Columbia Nano Initiative Names New Head, Continues to Expand

Jun 21 2017 | By Holly Evart

Thomas Theis Thomas Theis (Photo by Timothy Lee Photographers)

With the appointment last spring of Thomas Theis as the inaugural executive director of the Columbia Nano Initiative (CNI), nanoscience research at Columbia continues to flourish. The University has long been a leader in this burgeoning field, and Theis—who brings a wealth of research and executive leadership experience that cuts across industry, government, and academia—comes at an opportune time. He will be key to bringing investigators together across campus and beyond.

“Many advances in nanofabrication have been motivated by applications in information technology—ever smaller transistors enabling ever faster, lower power, and less expensive IT systems,” says Theis. “But the uses of nanofabrication technology are expanding—supporting basic and applied research in diverse fields of science and engineering. Right now, Columbia faculty are exploring new ways of manipulating light for communication and computation; new materials with revolutionary mechanical, chemical, and electronic properties; new tools for biology and medicine; new devices for sensing and energy conversion; and more. CNI helps to attract and retain world-class faculty, and I’m excited about working with them to generate new research proposals and identify and implement new and unique capabilities for nanoscale fabrication and characterization.”

 

CNI is an interdisciplinary community within Columbia University dedicated to supporting and developing research in Nanoscale Science and Engineering.
(Video by Jane Nisselson)

State-of-the-art facilities are essential to this multidisciplinary research effort, and Columbia Engineering has been supporting the addition of new CNI facilities as well as the expansion of existing ones, like the clean room on the 10th floor of the Schapiro Center for Engineering and Physical Science Research (CEPSR). The clean room, a critical facility for research that increasingly requires a contamination-free, controlled environment, is being fully renovated and will double in size, to about 5,000 square feet. Set to open this winter, the newly minted clean room will provide faculty, students, and researchers with access to cutting-edge nanofabrication and characterization capabilities with an improved supporting infrastructure.

“We expect the clean room will be used by many more researchers,” says CNI Facilities Director Nava Ariel-Sternberg. “The space is significantly larger, and we’ll have new and exciting technological capabilities—important new tools, as well as improved utilities—all necessary to accommodate innovative interdisciplinary nanotechnology research. We’ll be able to build all kinds of new devices in a clean and protected environment, working in nanophotonics, advanced electronics, microfluidics, and more, with novel materials like 2D semiconductors: graphene, transition metal dichalcogenides, and more.”
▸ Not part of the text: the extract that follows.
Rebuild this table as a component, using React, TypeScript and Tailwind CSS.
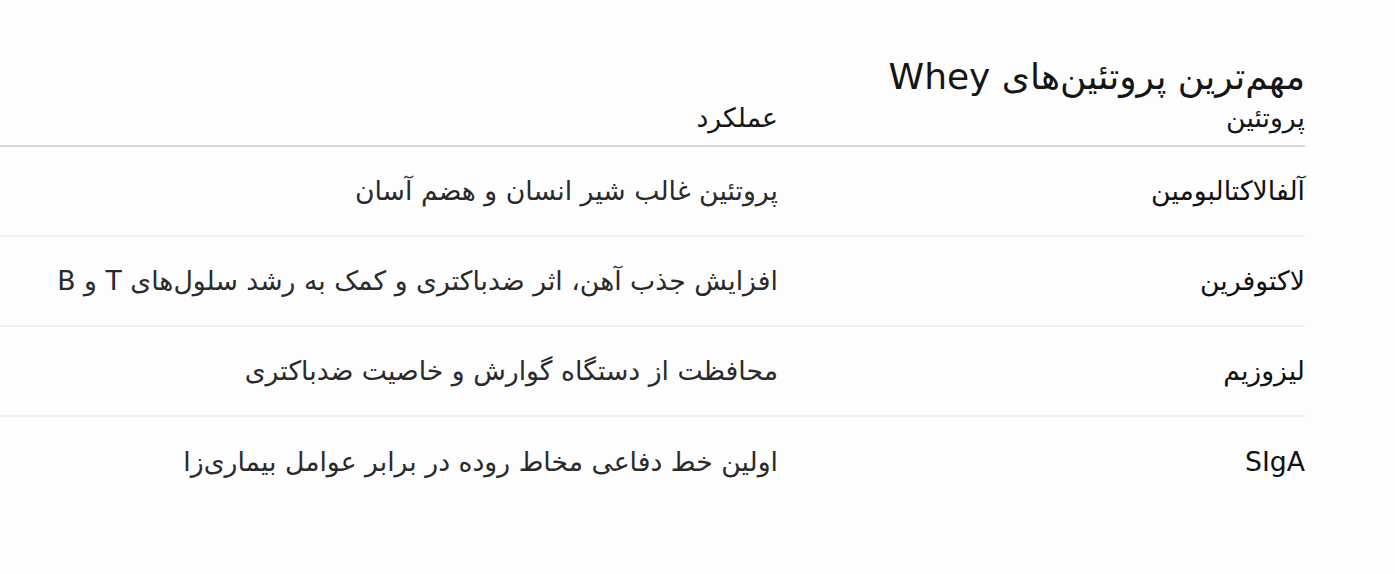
const rows = [
  { name: "آلفالاکتالبومین", role: "پروتئین غالب شیر انسان و هضم آسان" },
  { name: "لاکتوفرین", role: "افزایش جذب آهن، اثر ضدباکتری و کمک به رشد سلول‌های T و B" },
  { name: "لیزوزیم", role: "محافظت از دستگاه گوارش و خاصیت ضدباکتری" },
  { name: "SIgA", role: "اولین خط دفاعی مخاط روده در برابر عوامل بیماری‌زا" },
];

export default function App() {
  return (
    <div
      dir="rtl"
      className="min-h-screen bg-[#fdfdfd] pr-[90px] pt-[55px] text-[#151515]"
      style={{ fontFamily: '"DejaVu Sans", sans-serif' }}
    >
      <h2 className="text-[36px] leading-[43px] font-normal">مهم‌ترین پروتئین‌های Whey</h2>
      <table className="mt-[1px] w-full border-collapse text-right">
        <thead>
          <tr className="border-b-2 border-[#d6d6d6]">
            <th className="w-[527px] pb-[8px] text-[26.7px] font-normal leading-[38px]">پروتئین</th>
            <th className="pb-[8px] text-[26.7px] font-normal leading-[38px]">عملکرد</th>
          </tr>
        </thead>
        <tbody>
          {rows.map((r, i) => (
            <tr key={r.name} className={i < rows.length - 1 ? "border-b-2 border-[#f0f0f0]" : ""}>
              <td className="h-[90px] text-[26.7px] leading-[40px] text-[#111]">{r.name}</td>
              <td className="h-[90px] text-[26.7px] leading-[40px] text-[#2a2a2a]">{r.role}</td>
            </tr>
          ))}
        </tbody>
      </table>
    </div>
  );
}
Among the new features of the clean room are improved temperature and humidity controls, better particle control, compressed air, nitrogen supply, and improved air handling units dedicated for the lab. There will be a host of new tools including a diffusion furnace for low-pressure chemical vapor deposition of several high-quality thin films, such as silicon (Si) oxide, Si nitride, and Si carbide; and two new plasma etchers, one based on fluorine chemistry and one based on chlorine chemistry, to assure the ability to etch a large variety of materials.

The Nanofabrication Clean Room is part of CNI’s shared labs, which also include a Shared Materials Characterization Laboratory and an Electron Microscopy Laboratory, both housed nearby in Havemeyer Hall. The Shared Labs Facilities offers a wide range of processing, characterization, and imaging instruments; and Ariel-Sternberg manages the labs serving the research community within and outside of Columbia University, as well as businesses and entrepreneurship ventures.

CNI was established at the University in 2014 to build upon and maintain Columbia’s strong and successful experiences with highly multidisciplinary and collaborative research programs in nanoscale science and engineering. The center supports multidisciplinary research in the Departments of Applied Physics, Chemical Engineering, Chemistry, Electrical Engineering, and Physics.

“The possibilities are just endless,” says CNI’s Science Director Keren Bergman, who is also Charles Batchelor Professor of Electrical Engineering. “The combination of our Columbia initiative together with national initiatives in nanoscience and nanotechnology is enabling us to pool all of our resources, and this is putting us in a place—in time and space—that’s unprecedented. We could not be more excited about the broad spectrum of opportunities emerging at the multidisciplinary intersections of nanoscale science and engineering.”